# WHAT YOU SHOULD DO
Give back exactly the lines from the start of the listing to the line containing "import React from 'react';", inclusive, and nothing beyond them.

# SOURCE RECORDS
__________________________________________________
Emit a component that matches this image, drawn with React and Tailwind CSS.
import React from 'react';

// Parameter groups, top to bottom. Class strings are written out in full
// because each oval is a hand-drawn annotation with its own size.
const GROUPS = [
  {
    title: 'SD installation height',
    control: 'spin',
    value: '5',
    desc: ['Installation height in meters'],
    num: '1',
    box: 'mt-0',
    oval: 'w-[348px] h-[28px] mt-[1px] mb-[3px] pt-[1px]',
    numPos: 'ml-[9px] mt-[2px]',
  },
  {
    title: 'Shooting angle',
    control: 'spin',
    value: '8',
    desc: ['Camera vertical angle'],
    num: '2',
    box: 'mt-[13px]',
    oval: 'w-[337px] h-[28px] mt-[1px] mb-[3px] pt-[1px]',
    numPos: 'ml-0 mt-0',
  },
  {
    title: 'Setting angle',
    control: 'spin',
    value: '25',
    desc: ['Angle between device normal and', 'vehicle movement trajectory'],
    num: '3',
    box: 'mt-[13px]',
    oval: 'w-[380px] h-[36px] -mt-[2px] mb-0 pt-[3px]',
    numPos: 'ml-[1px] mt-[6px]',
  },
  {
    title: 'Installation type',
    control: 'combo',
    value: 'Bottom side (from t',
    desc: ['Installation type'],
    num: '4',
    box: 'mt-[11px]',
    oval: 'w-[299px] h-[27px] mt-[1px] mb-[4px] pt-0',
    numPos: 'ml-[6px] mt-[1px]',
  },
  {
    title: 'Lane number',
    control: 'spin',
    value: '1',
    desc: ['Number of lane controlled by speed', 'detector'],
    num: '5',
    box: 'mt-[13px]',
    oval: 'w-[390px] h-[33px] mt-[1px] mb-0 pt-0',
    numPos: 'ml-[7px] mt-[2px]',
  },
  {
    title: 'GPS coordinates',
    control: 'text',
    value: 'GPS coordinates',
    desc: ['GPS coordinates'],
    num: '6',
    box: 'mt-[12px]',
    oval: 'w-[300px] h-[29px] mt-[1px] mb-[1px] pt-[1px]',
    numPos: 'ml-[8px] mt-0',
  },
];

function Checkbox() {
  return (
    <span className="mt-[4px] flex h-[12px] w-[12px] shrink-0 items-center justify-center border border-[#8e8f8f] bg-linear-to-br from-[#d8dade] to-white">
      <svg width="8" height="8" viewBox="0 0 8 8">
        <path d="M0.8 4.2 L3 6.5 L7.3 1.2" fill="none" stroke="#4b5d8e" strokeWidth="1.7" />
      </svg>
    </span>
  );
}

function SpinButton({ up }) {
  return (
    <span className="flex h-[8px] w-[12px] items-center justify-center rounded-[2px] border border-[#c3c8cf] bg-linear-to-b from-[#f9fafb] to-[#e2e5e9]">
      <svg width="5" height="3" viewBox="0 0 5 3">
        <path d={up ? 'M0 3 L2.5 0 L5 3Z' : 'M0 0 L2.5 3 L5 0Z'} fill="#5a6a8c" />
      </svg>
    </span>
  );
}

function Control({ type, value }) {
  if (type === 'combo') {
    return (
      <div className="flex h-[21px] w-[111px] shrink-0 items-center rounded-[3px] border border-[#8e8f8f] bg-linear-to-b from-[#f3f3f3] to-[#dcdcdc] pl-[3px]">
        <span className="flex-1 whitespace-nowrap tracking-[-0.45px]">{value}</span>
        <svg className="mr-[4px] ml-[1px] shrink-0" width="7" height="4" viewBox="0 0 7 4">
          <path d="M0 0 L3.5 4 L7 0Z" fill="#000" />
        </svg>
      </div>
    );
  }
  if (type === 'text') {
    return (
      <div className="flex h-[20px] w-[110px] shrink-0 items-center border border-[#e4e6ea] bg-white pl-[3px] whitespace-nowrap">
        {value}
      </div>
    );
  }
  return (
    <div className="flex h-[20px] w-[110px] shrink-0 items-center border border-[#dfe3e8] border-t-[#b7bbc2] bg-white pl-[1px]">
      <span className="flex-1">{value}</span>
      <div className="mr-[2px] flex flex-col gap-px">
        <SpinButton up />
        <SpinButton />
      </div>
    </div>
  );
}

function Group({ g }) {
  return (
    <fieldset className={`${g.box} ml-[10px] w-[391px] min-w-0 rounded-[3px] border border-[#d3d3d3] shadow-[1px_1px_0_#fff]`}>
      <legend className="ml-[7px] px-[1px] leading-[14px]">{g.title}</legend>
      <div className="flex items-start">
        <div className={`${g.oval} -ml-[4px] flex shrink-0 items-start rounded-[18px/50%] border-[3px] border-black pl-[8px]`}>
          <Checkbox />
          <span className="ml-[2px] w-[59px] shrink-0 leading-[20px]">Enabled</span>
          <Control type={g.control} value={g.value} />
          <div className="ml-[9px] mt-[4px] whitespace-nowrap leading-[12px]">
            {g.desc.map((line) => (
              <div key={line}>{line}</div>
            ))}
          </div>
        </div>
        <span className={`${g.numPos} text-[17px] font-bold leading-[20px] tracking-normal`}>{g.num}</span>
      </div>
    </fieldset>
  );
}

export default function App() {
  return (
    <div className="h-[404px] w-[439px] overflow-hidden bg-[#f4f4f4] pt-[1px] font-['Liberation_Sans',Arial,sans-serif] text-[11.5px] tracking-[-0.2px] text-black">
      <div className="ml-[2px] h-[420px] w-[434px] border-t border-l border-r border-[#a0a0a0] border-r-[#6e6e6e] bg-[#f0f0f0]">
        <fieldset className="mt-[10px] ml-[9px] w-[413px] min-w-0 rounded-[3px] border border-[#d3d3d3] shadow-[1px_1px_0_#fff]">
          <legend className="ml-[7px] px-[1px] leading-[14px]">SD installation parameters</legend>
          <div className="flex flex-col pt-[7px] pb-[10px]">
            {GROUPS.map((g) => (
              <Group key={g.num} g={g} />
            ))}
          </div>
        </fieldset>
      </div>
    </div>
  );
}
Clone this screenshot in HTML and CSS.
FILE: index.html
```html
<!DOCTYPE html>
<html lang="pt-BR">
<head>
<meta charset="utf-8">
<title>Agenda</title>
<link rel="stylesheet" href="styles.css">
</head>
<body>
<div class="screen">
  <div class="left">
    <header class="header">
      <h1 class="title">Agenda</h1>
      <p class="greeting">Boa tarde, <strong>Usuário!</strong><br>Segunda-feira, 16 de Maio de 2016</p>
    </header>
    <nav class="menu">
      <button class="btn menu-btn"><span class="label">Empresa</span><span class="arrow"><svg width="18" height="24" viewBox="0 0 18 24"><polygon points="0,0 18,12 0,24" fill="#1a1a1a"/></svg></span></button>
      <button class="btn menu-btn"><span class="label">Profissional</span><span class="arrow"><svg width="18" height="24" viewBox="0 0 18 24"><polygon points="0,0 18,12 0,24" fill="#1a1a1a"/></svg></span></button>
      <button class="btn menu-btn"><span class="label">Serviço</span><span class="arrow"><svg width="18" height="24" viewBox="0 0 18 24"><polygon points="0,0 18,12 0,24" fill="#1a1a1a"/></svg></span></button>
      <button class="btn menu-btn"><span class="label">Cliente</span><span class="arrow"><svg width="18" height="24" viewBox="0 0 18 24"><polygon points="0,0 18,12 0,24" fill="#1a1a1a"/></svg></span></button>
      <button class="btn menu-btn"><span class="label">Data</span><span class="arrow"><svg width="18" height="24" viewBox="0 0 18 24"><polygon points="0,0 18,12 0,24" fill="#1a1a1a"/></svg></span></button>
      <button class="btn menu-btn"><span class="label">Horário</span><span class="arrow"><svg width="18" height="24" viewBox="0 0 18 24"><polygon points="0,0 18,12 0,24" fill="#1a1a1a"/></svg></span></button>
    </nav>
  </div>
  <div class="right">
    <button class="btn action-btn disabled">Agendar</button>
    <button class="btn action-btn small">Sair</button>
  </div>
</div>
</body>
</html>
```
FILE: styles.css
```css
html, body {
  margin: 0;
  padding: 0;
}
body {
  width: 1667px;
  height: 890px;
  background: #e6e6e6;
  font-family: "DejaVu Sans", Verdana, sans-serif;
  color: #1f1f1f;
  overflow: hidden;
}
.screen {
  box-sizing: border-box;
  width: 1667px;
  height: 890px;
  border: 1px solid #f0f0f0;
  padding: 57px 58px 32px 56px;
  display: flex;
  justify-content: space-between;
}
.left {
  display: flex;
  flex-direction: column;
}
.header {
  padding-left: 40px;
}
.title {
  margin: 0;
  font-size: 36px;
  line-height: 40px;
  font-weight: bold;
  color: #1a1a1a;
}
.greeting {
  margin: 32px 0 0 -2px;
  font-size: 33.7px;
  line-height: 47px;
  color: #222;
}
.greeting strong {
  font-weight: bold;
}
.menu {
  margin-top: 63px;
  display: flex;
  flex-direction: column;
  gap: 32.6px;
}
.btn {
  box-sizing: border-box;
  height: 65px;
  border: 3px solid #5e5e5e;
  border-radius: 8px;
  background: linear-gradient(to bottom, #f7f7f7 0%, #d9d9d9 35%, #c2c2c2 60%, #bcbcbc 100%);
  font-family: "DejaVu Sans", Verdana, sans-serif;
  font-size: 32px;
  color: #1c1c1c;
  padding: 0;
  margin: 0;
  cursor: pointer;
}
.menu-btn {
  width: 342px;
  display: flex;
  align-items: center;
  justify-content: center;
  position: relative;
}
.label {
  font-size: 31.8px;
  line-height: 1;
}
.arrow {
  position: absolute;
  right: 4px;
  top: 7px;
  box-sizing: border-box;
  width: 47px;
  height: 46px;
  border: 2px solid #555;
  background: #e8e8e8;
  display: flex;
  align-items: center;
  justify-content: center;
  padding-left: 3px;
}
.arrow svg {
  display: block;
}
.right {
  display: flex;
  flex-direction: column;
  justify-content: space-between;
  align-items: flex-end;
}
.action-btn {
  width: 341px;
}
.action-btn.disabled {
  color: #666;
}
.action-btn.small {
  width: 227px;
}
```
__________________________________________________
# COMPLETE RESPONSE
Emit a component that matches this image, drawn with React and Tailwind CSS.
import React from 'react';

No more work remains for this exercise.